The noise characteristics of a BLI ducted fan at N = 11,000 rpm (see Fig. 8f, j) differ significantly from those observed at N = 6000 rpm (see Fig. 8a–e). First, the increase in tip Mach number (M_tip) at N = 11,000 rpm results in increased noise levels across the entire frequency range compared to the N = 6000 rpm. Additionally, at N = 11,000 rpm, the distribution of noise across frequencies changes noticeably. The low- and mid-frequency ranges, primarily dominated by the blade passing frequency (BPF) and its harmonics, become more pronounced compared to the high-frequency range, where fan self-noise contributes more prominently to the overall noise characteristics. This effect is particularly evident at high thrust levels (see Fig. 8f). Furthermore, the results indicate that at N = 11,000 rpm, fan-induced noise has a significantly stronger impact on the overall noise profile compared to duct-induced noise across the entire range of advanced ratios, particularly in the high-thrust regime. In contrast to the N = 6000 rpm case, the haystacking phenomenon—evident as spectral humps at the fundamental BPF (m = 1) and harmonics (m = 2 to 4)—is more pronounced at N = 11,000 rpm.

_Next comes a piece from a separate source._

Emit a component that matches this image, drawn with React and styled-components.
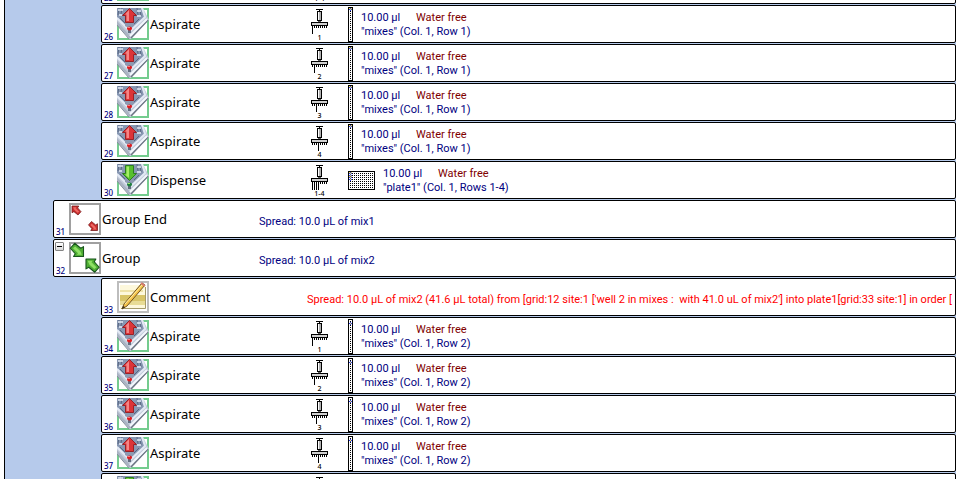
import React from "react";
import styled, { createGlobalStyle } from "styled-components";

const NAVY = "#000080";

const GlobalStyle = createGlobalStyle`
  * { box-sizing: border-box; }
  body { margin: 0; background: #ffffff; font-family: "Noto Sans", Tahoma, sans-serif; font-size: 11px; }
`;

const Viewport = styled.main`
  height: 100vh;
  overflow: hidden;
  padding: 0 2px 0 4px;
`;

const Script = styled.ol`
  display: flex;
  flex-direction: column;
  gap: 1px;
  list-style: none;
  margin: -34px 0 0;
  min-height: 100%;
  padding: 0 0 0 48px;
  border-left: 1px solid #000000;
  background: #b6caeb;
`;

const Row = styled.li`
  display: grid;
  grid-template-columns: 15px 32px 156px minmax(0, 1fr);
  flex: none;
  height: 38px;
  margin-left: ${(p) => (p.$nested ? "48px" : "0")};
  border: 1px solid #000000;
  border-radius: 2px;
  background: #ffffff;
  overflow: hidden;
`;

const Gutter = styled.div`
  display: flex;
  flex-direction: column;
  justify-content: space-between;
  padding: 2px 0 0 1px;
`;

const LineNumber = styled.span`
  margin-top: auto;
  padding-left: 1px;
  color: ${NAVY};
  font-size: 8px;
  font-weight: 500;
  line-height: 10px;
`;

const Toggle = styled.button`
  display: grid;
  place-items: center;
  width: 9px;
  height: 9px;
  padding: 0;
  border: 1px solid #848484;
  border-radius: 1px;
  background: linear-gradient(#ffffff, #d8d8d8);

  &::before {
    content: "";
    width: 5px;
    height: 1px;
    background: #000000;
  }
`;

const IconBox = styled.div`
  padding-top: 2px;

  svg { display: block; }
`;

const Title = styled.span`
  align-self: center;
  padding-left: 1px;
  color: #000000;
  font-size: 13px;
  line-height: 18px;
  white-space: nowrap;
`;

const Note = styled.span`
  align-self: center;
  padding: 5px 0 0 2px;
  overflow: hidden;
  color: ${(p) => (p.$warn ? "#ff0000" : NAVY)};
  font-family: Roboto, Tahoma, sans-serif;
  line-height: 14px;
  white-space: pre;
`;

const Transfer = styled.div`
  display: flex;
  align-items: flex-start;
  padding-left: 6px;
`;

const Tips = styled.div`
  display: flex;
  flex-direction: column;
  align-items: center;
  width: 17px;
  margin: 3px 20px 0 0;

  svg { display: block; flex: none; }
`;

const TipLabel = styled.span`
  margin-top: -1px;
  color: #000000;
  font-size: 7px;
  font-weight: 500;
  line-height: 8px;
  white-space: nowrap;
`;

const Labware = styled.div`
  display: flex;
  align-items: center;
  align-self: stretch;
  margin-right: 8px;
`;

const Details = styled.div`
  padding-top: 5px;
  color: ${NAVY};
  font-family: Roboto, Tahoma, sans-serif;
  line-height: 14px;
  white-space: nowrap;
`;

const Liquid = styled.div`
  display: grid;
  grid-template-columns: 55px auto;
`;

const LiquidClass = styled.span`
  color: #800000;
`;

function DeckIcon({ up }) {
  const light = up ? "#f58585" : "#a5ee66";
  const main = up ? "#dc3438" : "#57bf2e";
  const dark = up ? "#9a2126" : "#2c7d20";
  return (
    <svg width="32" height="32" viewBox="0 0 32 32" aria-hidden="true">
      <rect width="32" height="32" fill="#74cc8e" />
      <rect x="2" y="2" width="28" height="28" fill="#fff" />
      <path d="M0 0H26L32 12L14 31H12L0 15Z" fill="#c3cbda" />
      <path d="M0 13L13 28V31L0 17Z" fill="#aab3c3" />
      <path d="M0 17L12 31" stroke="#858d9b" />
      <path d="M31 12L14 30" stroke="#6d7583" strokeWidth="1.500" />
      <path d="M30 11L13 28" stroke="#f4f7fd" strokeWidth="2" />
      <path d="M0 0H24L28 9L13 22L0 9Z" fill="#8797b2" />
      <path d="M25 0L28 9L13 23L0 10" fill="none" stroke="#e3e9f4" strokeWidth="2" />
      <path d="M2 0L1 7M5 0L4 6M20 0L21 7M23 2L24 8M3 10L8 15M17 16L22 11" stroke="#596883" />
      <path d="M1 2H6M20 3H24M2 7H5M20 8H24" stroke="#e6edf8" strokeWidth="1.500" />
      <path d="M8 15H17V18L14 19H10L8 18Z" fill="#8d9ab2" />
      <rect x="11" y="22" width="3" height="3" fill="#626d80" />
      {up ? (
        <path d="M12.500 .5L19.500 7.500H16.500V14.500H8.500V7.500H5.500Z" fill={main} stroke={dark} />
      ) : (
        <path d="M12.500 16.500L19.500 9.500H16.500V1.500H8.500V9.500H5.500Z" fill={main} stroke={dark} />
      )}
      {up ? (
        <path d="M12 2L8 6.500H9.500V13H12Z" fill={light} />
      ) : (
        <path d="M9.500 2.500H12V14L8 10.500H9.500Z" fill={light} />
      )}
      <ellipse cx="12.500" cy="20.500" rx="2.500" ry="2" fill={up ? "#e01c20" : "#1f8040"} />
      <rect x="11" y="19" width="2" height="1" fill={light} />
    </svg>
  );
}

function BlockArrow({ transform, red }) {
  return (
    <g transform={transform} strokeLinejoin="round">
      <path
        d="M0 0H9L7.500 2.500L12 7.500L8 12L2.500 7.500L0 9Z"
        fill={red ? "#c93030" : "#4fae34"}
        stroke={red ? "#741616" : "#17541b"}
        strokeWidth="1"
      />
      <path d="M1.500 1.500H6L5 3L9.500 7.500L7.500 9L3 5Z" fill={red ? "#ee6a64" : "#8fe065"} />
    </g>
  );
}

function GroupIcon({ end }) {
  return (
    <svg width="32" height="32" viewBox="0 0 32 32" aria-hidden="true">
      <rect x="1" y="1" width="30" height="30" fill="#fff" stroke="#a0a0a0" strokeWidth="2" />
      {end ? (
        <>
          <BlockArrow red transform="translate(3 3) scale(.75)" />
          <BlockArrow red transform="translate(28.500 27.500) scale(-.75)" />
        </>
      ) : (
        <>
          <BlockArrow transform="translate(14.500 14.500) scale(-1.100)" />
          <BlockArrow transform="translate(17 17) scale(1.100)" />
        </>
      )}
    </svg>
  );
}

function CommentIcon() {
  return (
    <svg width="32" height="32" viewBox="0 0 32 32" aria-hidden="true">
      <rect x="1" y="1" width="30" height="30" fill="#fff" stroke="#bdbdbd" strokeWidth="2" />
      <rect x="3" y="4" width="25" height="24" fill="#fdf8dc" />
      <path d="M3 9H26V11H3Z" fill="#eee2a8" />
      <path d="M3 14H28V20H3Z" fill="#d8c467" />
      <path d="M3 20H28V24H3Z" fill="#e8dc96" />
      <path d="M4 27.500H28.500V6" fill="none" stroke="#a49a69" />
      <path d="M5 28L7 23L25 2L28 4L10 25Z" fill="#f5c34a" stroke="#735522" />
      <path d="M8 23L25 4" stroke="#fff0a8" />
      <path d="M24 2L28 5" stroke="#d77c72" strokeWidth="2" />
      <path d="M5 28L6 25L8 26Z" fill="#332b20" />
    </svg>
  );
}

function PipetteIcon({ tips }) {
  const teeth = [1, 3, 5, 7, 9, 11, 13, 15];
  return (
    <svg width="17" height="26" viewBox="0 0 17 26" shapeRendering="crispEdges" aria-hidden="true">
      <path d="M5 0H12V1H9V2H8V1H5Z" fill="#000" />
      <rect x="6" y="2" width="5" height="10" fill="#000" />
      <rect x="7" y="3" width="1" height="8" fill="#fff" />
      <rect x="8" y="3" width="2" height="8" fill="#b0b0b0" />
      <rect x="7" y="12" width="3" height="2" fill="#555" />
      <rect x="0" y="13" width="17" height="4" fill="#000" />
      <rect x="1" y="14" width="15" height="2" fill="#d0d0d0" />
      {teeth.map((x, i) => (
        <rect key={x} x={x} y="17" width="1" height={tips.includes(i + 1) ? 8 : 2} fill="#000" />
      ))}
    </svg>
  );
}

function PlateIcon({ cols, rows, marked }) {
  const width = cols * 2 + 3;
  const height = rows * 2 + 3;
  const wells = [];
  for (let c = 0; c < cols; c += 1) {
    for (let r = 0; r < rows; r += 1) wells.push([c * 2 + 2, r * 2 + 2]);
  }
  return (
    <svg width={width} height={height} viewBox={`0 0 ${width} ${height}`} shapeRendering="crispEdges" aria-hidden="true">
      <rect width={width} height={height} fill="#000" />
      <rect x="1" y="1" width={width - 2} height={height - 2} fill="#fff" />
      {wells.map(([x, y]) => (
        <rect key={`${x}-${y}`} x={x} y={y} width="1" height="1" fill="#000" />
      ))}
      {marked.map((r) => (
        <g key={r}>
          <path d={`M2 ${r * 2 - 1}h1v3h-1zM1 ${r * 2}h3v1h-3z`} fill="#2a3cf0" />
          <rect x="2" y={r * 2} width="1" height="1" fill="#ffee20" />
          {r % 2 === 1 && <path d={`M1 ${r * 2 - 1}h1v1h-1zM3 ${r * 2 - 1}h1v1h-1z`} fill="#ffe84a" />}
        </g>
      ))}
    </svg>
  );
}

function TransferCells({ step }) {
  const plate = step.kind === "Dispense";
  return (
    <Transfer>
      <Tips>
        <PipetteIcon tips={step.tips} />
        <TipLabel>{plate ? "1-4" : step.tips[0]}</TipLabel>
      </Tips>
      <Labware>
        {plate ? (
          <PlateIcon cols={12} rows={8} marked={[1, 2, 3, 4]} />
        ) : (
          <PlateIcon cols={1} rows={16} marked={[step.well]} />
        )}
      </Labware>
      <Details>
        <Liquid>
          <span>10.00 µl</span>
          <LiquidClass>Water free</LiquidClass>
        </Liquid>
        <div>{plate ? '"plate1" (Col. 1, Rows 1-4)' : `"mixes" (Col. 1, Row ${step.well})`}</div>
      </Details>
    </Transfer>
  );
}

const aspirate = (line, tip, well) => ({ line, kind: "Aspirate", tips: [tip], well });
const dispense = (line) => ({ line, kind: "Dispense", tips: [1, 2, 3, 4] });

const steps = [
  dispense(25),
  aspirate(26, 1, 1),
  aspirate(27, 2, 1),
  aspirate(28, 3, 1),
  aspirate(29, 4, 1),
  dispense(30),
  { line: 31, kind: "Group End", note: "Spread: 10.0 µL of mix1" },
  { line: 32, kind: "Group", note: "Spread: 10.0 µL of mix2" },
  {
    line: 33,
    kind: "Comment",
    note: "Spread: 10.0 µL of mix2 (41.6 µL total) from [grid:12 site:1 ['well 2 in mixes :  with 41.0 uL of mix2'] into plate1[grid:33 site:1] in order [",
  },
  aspirate(34, 1, 2),
  aspirate(35, 2, 2),
  aspirate(36, 3, 2),
  aspirate(37, 4, 2),
  dispense(38),
];

function StepIcon({ kind }) {
  if (kind === "Comment") return <CommentIcon />;
  if (kind.startsWith("Group")) return <GroupIcon end={kind === "Group End"} />;
  return <DeckIcon up={kind === "Aspirate"} />;
}

function StepRow({ step }) {
  return (
    <Row $nested={!step.kind.startsWith("Group")}>
      <Gutter>
        {step.kind === "Group" && <Toggle type="button" aria-label="Collapse group" aria-expanded="true" />}
        <LineNumber>{step.line}</LineNumber>
      </Gutter>
      <IconBox>
        <StepIcon kind={step.kind} />
      </IconBox>
      <Title>{step.kind}</Title>
      {step.note ? <Note $warn={step.kind === "Comment"}>{step.note}</Note> : <TransferCells step={step} />}
    </Row>
  );
}

export default function App() {
  return (
    <>
      <GlobalStyle />
      <Viewport>
        <Script>
          {steps.map((step) => (
            <StepRow key={step.line} step={step} />
          ))}
        </Script>
      </Viewport>
    </>
  );
}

This comparison of noise components demonstrates that the interaction between the incoming turbulent boundary layer flow and the ducted fan is the main source of the observed haystacking at two distinct fan rotational speeds.

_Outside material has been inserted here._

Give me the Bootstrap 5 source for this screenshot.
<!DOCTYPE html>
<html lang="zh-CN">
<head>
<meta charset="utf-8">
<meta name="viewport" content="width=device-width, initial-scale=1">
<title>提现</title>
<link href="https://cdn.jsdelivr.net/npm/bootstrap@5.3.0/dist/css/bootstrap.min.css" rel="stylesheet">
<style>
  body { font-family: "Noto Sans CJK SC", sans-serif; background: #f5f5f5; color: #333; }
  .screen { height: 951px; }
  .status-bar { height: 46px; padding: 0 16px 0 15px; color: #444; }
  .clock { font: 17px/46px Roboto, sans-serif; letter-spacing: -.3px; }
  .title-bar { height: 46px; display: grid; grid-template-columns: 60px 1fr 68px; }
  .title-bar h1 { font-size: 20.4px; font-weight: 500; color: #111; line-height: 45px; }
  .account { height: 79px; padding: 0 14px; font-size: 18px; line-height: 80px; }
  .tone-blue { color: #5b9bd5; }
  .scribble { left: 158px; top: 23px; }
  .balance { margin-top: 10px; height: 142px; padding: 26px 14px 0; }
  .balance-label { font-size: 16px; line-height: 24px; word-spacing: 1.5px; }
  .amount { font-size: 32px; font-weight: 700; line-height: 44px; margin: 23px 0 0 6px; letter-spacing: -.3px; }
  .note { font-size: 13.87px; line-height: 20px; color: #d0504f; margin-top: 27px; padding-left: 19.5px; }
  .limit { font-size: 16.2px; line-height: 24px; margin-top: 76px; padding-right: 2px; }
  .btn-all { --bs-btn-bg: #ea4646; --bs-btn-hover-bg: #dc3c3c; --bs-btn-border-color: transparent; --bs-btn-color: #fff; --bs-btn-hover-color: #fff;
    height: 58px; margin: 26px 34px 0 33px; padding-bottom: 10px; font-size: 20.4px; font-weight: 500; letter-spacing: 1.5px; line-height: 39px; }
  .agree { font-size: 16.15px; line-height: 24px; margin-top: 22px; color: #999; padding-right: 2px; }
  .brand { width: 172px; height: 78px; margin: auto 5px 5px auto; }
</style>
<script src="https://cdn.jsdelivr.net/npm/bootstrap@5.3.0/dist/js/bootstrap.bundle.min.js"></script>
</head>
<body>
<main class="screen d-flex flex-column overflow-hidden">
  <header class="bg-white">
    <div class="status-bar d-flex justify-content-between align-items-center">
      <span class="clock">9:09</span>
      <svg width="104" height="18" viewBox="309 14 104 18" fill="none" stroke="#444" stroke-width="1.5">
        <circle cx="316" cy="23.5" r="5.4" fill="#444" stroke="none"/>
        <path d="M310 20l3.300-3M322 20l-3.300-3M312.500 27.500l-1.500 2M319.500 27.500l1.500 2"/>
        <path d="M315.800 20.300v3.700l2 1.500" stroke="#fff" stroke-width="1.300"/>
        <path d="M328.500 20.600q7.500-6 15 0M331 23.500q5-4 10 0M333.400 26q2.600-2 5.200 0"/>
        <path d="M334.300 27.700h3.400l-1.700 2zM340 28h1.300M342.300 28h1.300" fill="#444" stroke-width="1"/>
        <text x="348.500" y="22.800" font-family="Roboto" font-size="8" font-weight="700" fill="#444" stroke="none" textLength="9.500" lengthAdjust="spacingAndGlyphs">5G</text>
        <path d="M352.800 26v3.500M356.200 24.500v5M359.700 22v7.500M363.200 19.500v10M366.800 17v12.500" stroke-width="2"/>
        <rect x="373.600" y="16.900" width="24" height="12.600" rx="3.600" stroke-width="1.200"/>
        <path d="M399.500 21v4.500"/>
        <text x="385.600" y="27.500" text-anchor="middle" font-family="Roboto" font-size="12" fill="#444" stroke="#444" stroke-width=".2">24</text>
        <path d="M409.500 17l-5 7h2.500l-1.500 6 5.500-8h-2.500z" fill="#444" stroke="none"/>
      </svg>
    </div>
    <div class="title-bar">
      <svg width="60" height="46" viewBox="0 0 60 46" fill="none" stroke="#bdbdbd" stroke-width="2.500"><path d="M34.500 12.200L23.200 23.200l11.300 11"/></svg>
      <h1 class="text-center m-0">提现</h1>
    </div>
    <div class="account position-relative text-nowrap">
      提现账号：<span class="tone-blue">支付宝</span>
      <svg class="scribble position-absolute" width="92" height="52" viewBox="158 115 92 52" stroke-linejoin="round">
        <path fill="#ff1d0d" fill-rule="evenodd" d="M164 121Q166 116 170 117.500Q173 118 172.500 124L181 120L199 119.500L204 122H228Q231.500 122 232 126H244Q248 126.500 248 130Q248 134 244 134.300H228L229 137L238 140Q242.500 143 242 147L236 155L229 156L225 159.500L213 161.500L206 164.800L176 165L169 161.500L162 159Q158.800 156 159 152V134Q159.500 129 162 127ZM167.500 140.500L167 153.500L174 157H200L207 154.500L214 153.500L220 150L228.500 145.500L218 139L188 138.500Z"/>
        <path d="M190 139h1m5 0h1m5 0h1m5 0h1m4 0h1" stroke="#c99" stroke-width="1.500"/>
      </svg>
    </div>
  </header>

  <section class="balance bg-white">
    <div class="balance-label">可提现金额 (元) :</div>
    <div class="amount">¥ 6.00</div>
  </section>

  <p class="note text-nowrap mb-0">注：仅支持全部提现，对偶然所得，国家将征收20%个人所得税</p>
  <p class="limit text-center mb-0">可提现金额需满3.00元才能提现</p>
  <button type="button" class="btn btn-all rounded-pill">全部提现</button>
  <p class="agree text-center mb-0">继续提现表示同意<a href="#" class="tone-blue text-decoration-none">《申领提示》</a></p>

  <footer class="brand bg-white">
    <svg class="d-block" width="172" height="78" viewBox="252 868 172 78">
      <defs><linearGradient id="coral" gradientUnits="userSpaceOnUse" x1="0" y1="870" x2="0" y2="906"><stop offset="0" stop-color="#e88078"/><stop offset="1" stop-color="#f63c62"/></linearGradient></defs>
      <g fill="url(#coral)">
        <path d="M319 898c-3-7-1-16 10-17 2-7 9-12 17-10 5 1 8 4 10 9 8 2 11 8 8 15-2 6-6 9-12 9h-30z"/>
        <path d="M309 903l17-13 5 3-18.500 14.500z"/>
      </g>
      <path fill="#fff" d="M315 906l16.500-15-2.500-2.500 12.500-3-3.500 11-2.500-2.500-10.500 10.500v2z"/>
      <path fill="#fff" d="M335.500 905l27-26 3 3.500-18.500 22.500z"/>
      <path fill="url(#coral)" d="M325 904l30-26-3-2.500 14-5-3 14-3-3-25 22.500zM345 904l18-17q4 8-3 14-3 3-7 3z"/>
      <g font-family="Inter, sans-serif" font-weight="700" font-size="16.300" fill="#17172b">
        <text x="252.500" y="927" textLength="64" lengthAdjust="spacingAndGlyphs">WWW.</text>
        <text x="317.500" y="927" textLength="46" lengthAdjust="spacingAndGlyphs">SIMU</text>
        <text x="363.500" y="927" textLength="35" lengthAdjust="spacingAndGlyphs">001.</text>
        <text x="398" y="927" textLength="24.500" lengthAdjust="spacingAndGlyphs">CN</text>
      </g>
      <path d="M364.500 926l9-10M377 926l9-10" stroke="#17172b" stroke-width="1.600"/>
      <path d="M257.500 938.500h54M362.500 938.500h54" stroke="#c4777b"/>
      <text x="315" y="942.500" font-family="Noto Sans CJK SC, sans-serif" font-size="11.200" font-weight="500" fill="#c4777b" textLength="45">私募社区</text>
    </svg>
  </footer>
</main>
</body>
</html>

To further understand the influence of complex interaction between the incoming turbulent boundary layer flow, fan aeroacoustics, and duct aeroacoustics on the haystacking phenomenon, a noise contour map is plotted in Fig. 9. These results were obtained for the installed ducted fan across a wide range of thrust regimes, defined by advance ratios (J) via changing incoming axial flow velocities (U_∞) of 8–30 m/s, and covering a wide range of microphone angles (θ) from 40° to 140°. These figures compare the noise characteristics of the installed ducted fan against the installed duct. While the fan aeroacoustics, i.e., noise associated with blade passing frequency (BPF) (m = 1) and the associated harmonics (m = 2, 3, 4, . . . ), is noticeable throughout the thrust regimes, duct aeroacoustics become more apparent and vary with the axial incoming velocity in the low-thrust regimes. The fan and duct haystacking phenomenon in the form of tonal spectral broadening is observed throughout the thrust regime. On the other hand, the generation of duct aeroacoustics and associated haystacking, alters the overall noise spectra in the low-thrust regimes.

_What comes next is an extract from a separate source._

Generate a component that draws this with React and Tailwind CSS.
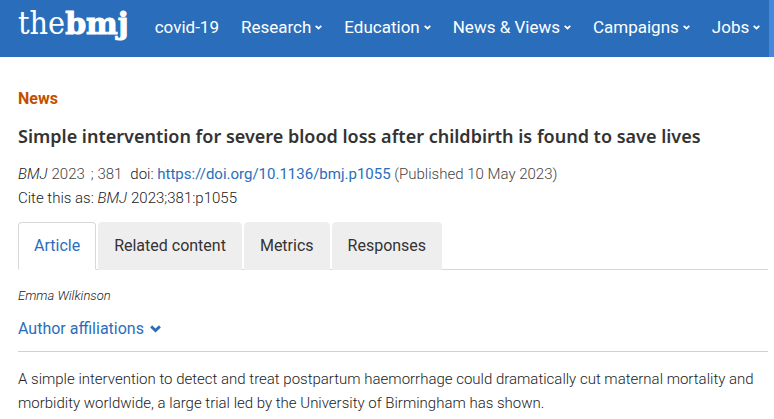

Fig. 9: Comparison of noise contour maps in installed configurations for duct and ducted fans (see Table 1 and Fig. 4) at a fan rotational speed (N) of 6000 rpm for a wide range of fan thrust regimes.

Here, m = 1 corresponds to the blade passing frequency (BPF), and m = 2, 3, 4. . . the first, second, third, fourth harmonics, and so on. colorbar represents the sound pressure level (SPL).

This analysis shows how different thrust levels during forward flight can change the nature of the far-field noise radiation produced by the BLI ducted fan, highlighting the complex challenges in designing and optimizing embedded propulsion systems to achieve zero-emission sustainable aviation.

Psychoacoustics assessment

The psychoacoustic assessment of a BLI ducted fan provides valuable insights into the perceived noise characteristics and their potential influence in terms of noise annoyance.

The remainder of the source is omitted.